I think rate limiting is the wrong idea. Say for example, a client wants to re-f...

Animats · on April 12, 2017

This is why I've suggested, and used, fair queuing for rate limiting. Any source can make lots of requests, but they queue up by IP address. (In practice, you have queues organized by hashed IP address, which you service round-robin. That's how routers do fair queuing.) If one queue gets very long, then you start sending 429 errors for new adds to that queue. Otherwise, the requests from the heavy load source just take a little longer.

Unlike most rate limiters, this requires little or no tuning. Each source IP address gets an equal amount of service. Sources which generate heavy load compete with themselves, not others.

The main tuning parameter is how long a queue can get. It's useful to have both length and time limits. But only hostile sources should hit those. They don't change with capacity or number of users. Brief load transients should be handled normally, if slowly.

This won't stop a distributed denial of service attack from many IP addresses. But anything coming from a small number of sources will be handled without much trouble.

antirez · on April 12, 2017

Neat idea, but if you hash the same as the spammer?

Animats · on April 13, 2017

If you're worried about that, randomize the hash key every day or so. The queuing will be suboptimal for about a minute.

hbk1966 · on April 13, 2017

The chances are incredibly slim, and even if it does it's only one user.

jdmichal · on April 12, 2017

Once you start getting into quality-of-service, basic rate limiting like the discussed is not enough. I think Stripe did a better job of covering such concerns in their rate limiter post. They specifically talk about being lenient to "bursty" traffic, as that was a legitimate use-case for clients.

https://stripe.com/blog/rate-limiters

https://news.ycombinator.com/item?id=13997029

peterhunt · on April 12, 2017

Yes, this is why you want to use a token bucket rate limiter (which for some reason was considered and rejected by the original post). We wrote it up here and have an open-source impl on github that's in production serving hundreds of millions of rate limits: https://medium.com/smyte/rate-limiter-df3408325846

kbenson · on April 12, 2017

I particularly liked a comment about a fairly elegant way to rate limit with a caching proxy[1] in that HN post. When your main application returns a rate limit reached request, cache that in your proxy for a certain amount of time, and once it's timed out of the cache, they'll hit your main app again.

1: https://news.ycombinator.com/item?id=13998081

rco8786 · on April 12, 2017

Those concepts are not mutually exclusive and are almost universally used in tandem.

Queues and backpressure to properly serve bursty traffic and rate limiting to protect against bad actors.

philsnow · on April 12, 2017

Where do you queue those requests ? If you do it anywhere under your own control, you will accumulate memory and open connections.

If you issue a 429, the client knows it needs to wait and retry, and you've pushed the backpressure all the way past the demarcation line of your own infrastructure.

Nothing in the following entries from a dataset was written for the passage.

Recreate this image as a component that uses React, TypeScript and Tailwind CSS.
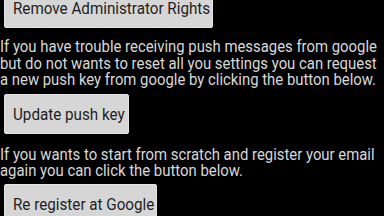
import React from "react";

function Btn({ children, w }: { children: React.ReactNode; w: string }) {
  return (
    <div
      className={`${w} h-[40px] ml-[4px] flex items-center pl-[8px] pt-[2px] bg-[#d6d6d6] border border-[#e4e4e4] rounded-[2px] text-[#1e1e1e] text-[16px] whitespace-nowrap`}
    >
      <span className="inline-block scale-x-[0.95] origin-left">{children}</span>
    </div>
  );
}

export default function App() {
  return (
    <div
      className="w-[384px] h-[216px] overflow-hidden bg-black"
      style={{ fontFamily: "Roboto, 'Noto Sans', sans-serif" }}
    >
      <div className="-mt-[12px] flex flex-col">
        <Btn w="w-[209px]">Remove Administrator Rights</Btn>
        <p className="mt-[11px] text-[16px] leading-[16.5px] text-[#d8d8d8] whitespace-nowrap scale-x-[0.93] origin-left">
          If you have trouble receiving push messages from google
          <br />
          but do not wants to reset all you settings you can request
          <br />
          a new push key from google by clicking the button below.
        </p>
        <div className="mt-[5px]">
          <Btn w="w-[125px]">Update push key</Btn>
        </div>
        <p className="mt-[13px] text-[16px] leading-[16.5px] text-[#d8d8d8] whitespace-nowrap scale-x-[0.93] origin-left">
          If you wants to start from scratch and register your email
          <br />
          again you can click the button below.
        </p>
        <div className="mt-[4px]">
          <Btn w="w-[153px]">Re register at Google</Btn>
        </div>
      </div>
    </div>
  );
}
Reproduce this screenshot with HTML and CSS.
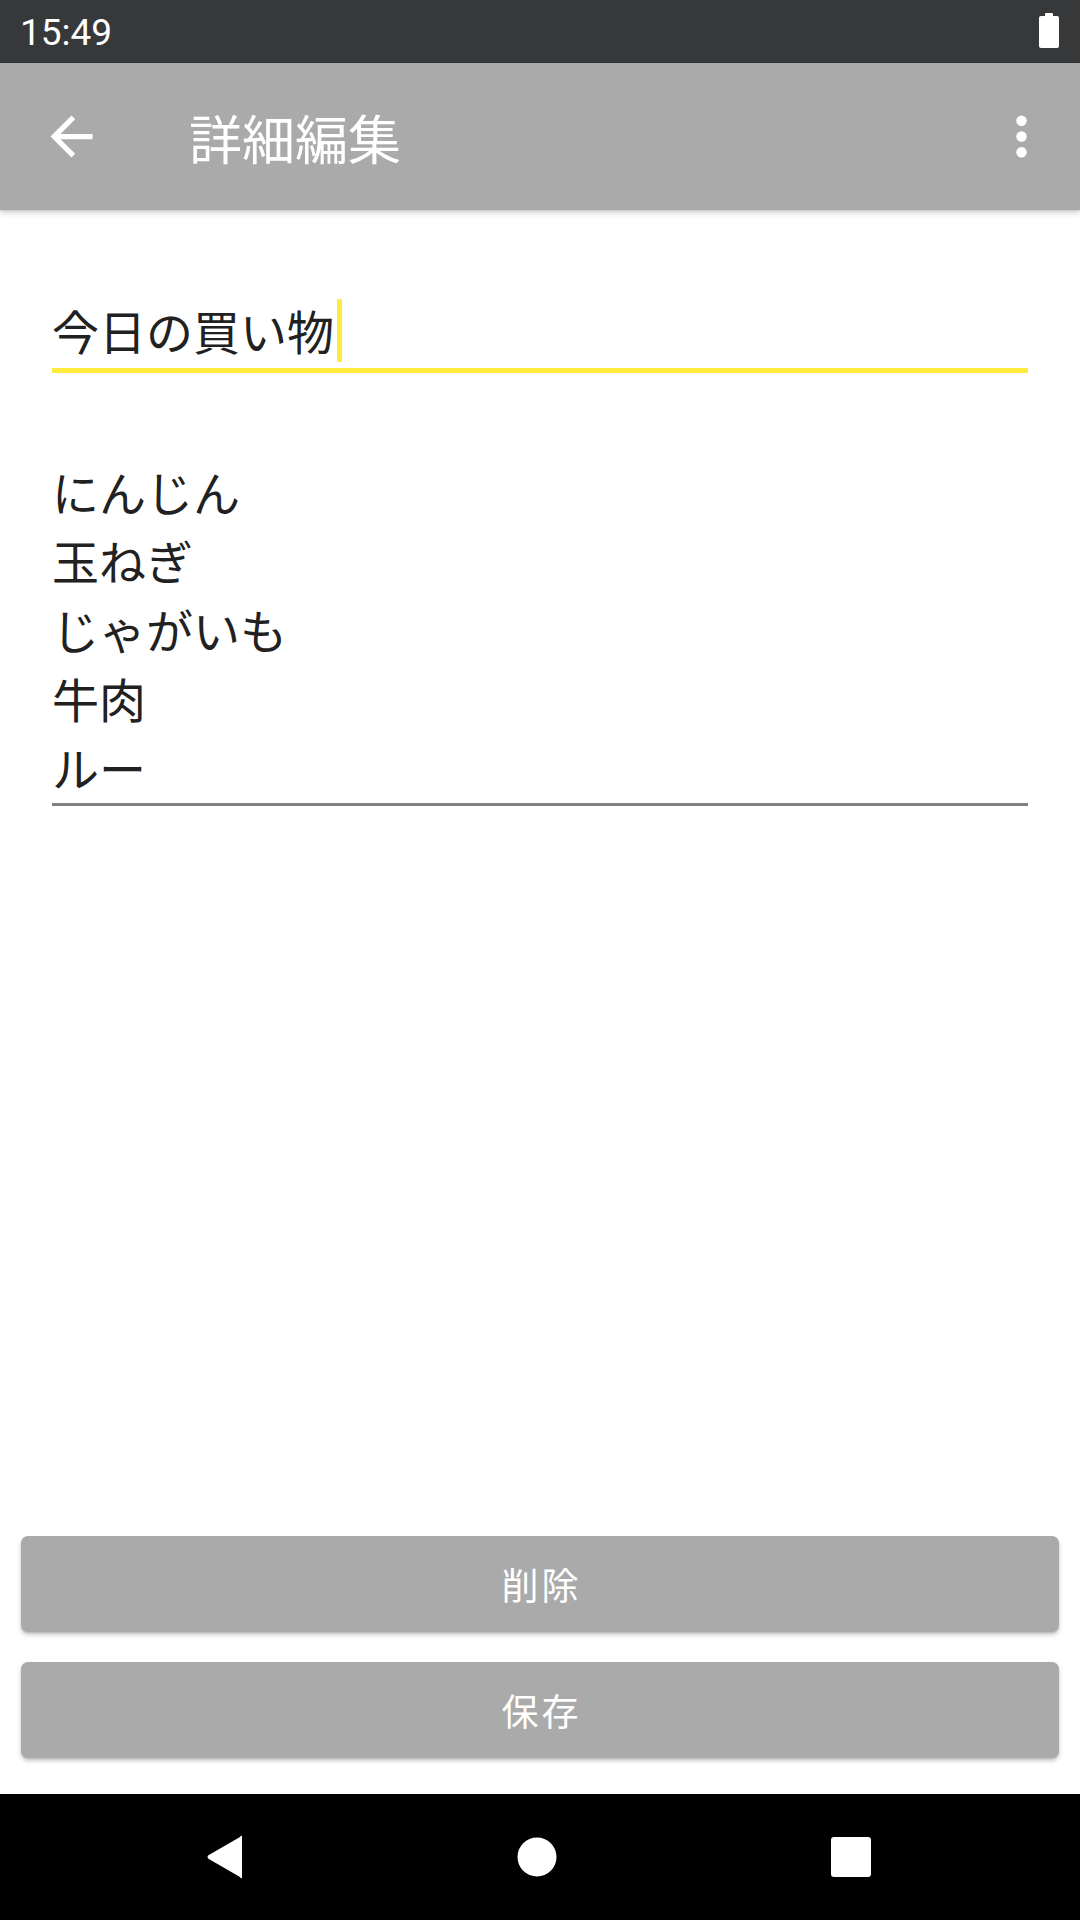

daliwali · on April 12, 2017

One could limit concurrent connections per address. The idea is that an OPTIONS request which doesn't take much resources at all could be treated with a different weight than a POST which costs the server time to process.

philsnow · on April 12, 2017

depending on the resources being thrown at you, just trying to limit concurrent connections per address could help (there's the question about how to keep information about how many connections a given address has opened distributed to your load balancing layer and consistent, or at least consistent enough to mostly do the right thing most of the time)

maybe that doesn't help with ipv6, though. you'd run out of memory if you tried to keep track of every /128, and different ISPs hand out different blocks to customers (some give out a /64, maybe some give each customer their own /72, etc).

> The idea is that an OPTIONS request which doesn't take much resources at all could be treated with a different weight than a POST which costs the server time to process.

I'm curious, what frameworks/libraries/whatever have you seen that use HTTP OPTIONS ?

daliwali · on April 12, 2017

More sophisticated ways to reject connections rely on heuristics and may result in denying legitimate requests. I don't have all the answers, I'm just suggesting a way that doesn't consider all requests equal.

Every CORS pre-flight request uses the OPTIONS method. It is also used to advertise which methods are available on a route.

philsnow · on April 12, 2017

> Every CORS pre-flight request uses the OPTIONS method.

https://stackoverflow.com/questions/8685678/cors-how-do-pref...

Neat, thanks :) didn't know that

jon-wood · on April 13, 2017

This depends why you want to rate limit. If its the classic case of stopping one customer consuming all resources because of an overenthusiastic script it's fine. If you're trying to avoid paying for lots of calls to an expensive API, or competitors scraping data, you want to reject the requests entirely rather than just delaying them.

jdwyah · on April 13, 2017

fwiw TokenBuckets are very happy to separate "burst" from "refill rate". ie It's easy to give each client 10 tokens, but then have their bucket refill at 60/minute.

See https://www.ratelim.it/documentation/safety for how to configure a limit with "burst" in RateLim.it

Queueing sounds nice, but the web is synchronous. If somebody crushes you do you really want to queue them and then process the reqs 5 min later? After the connection has already terminated?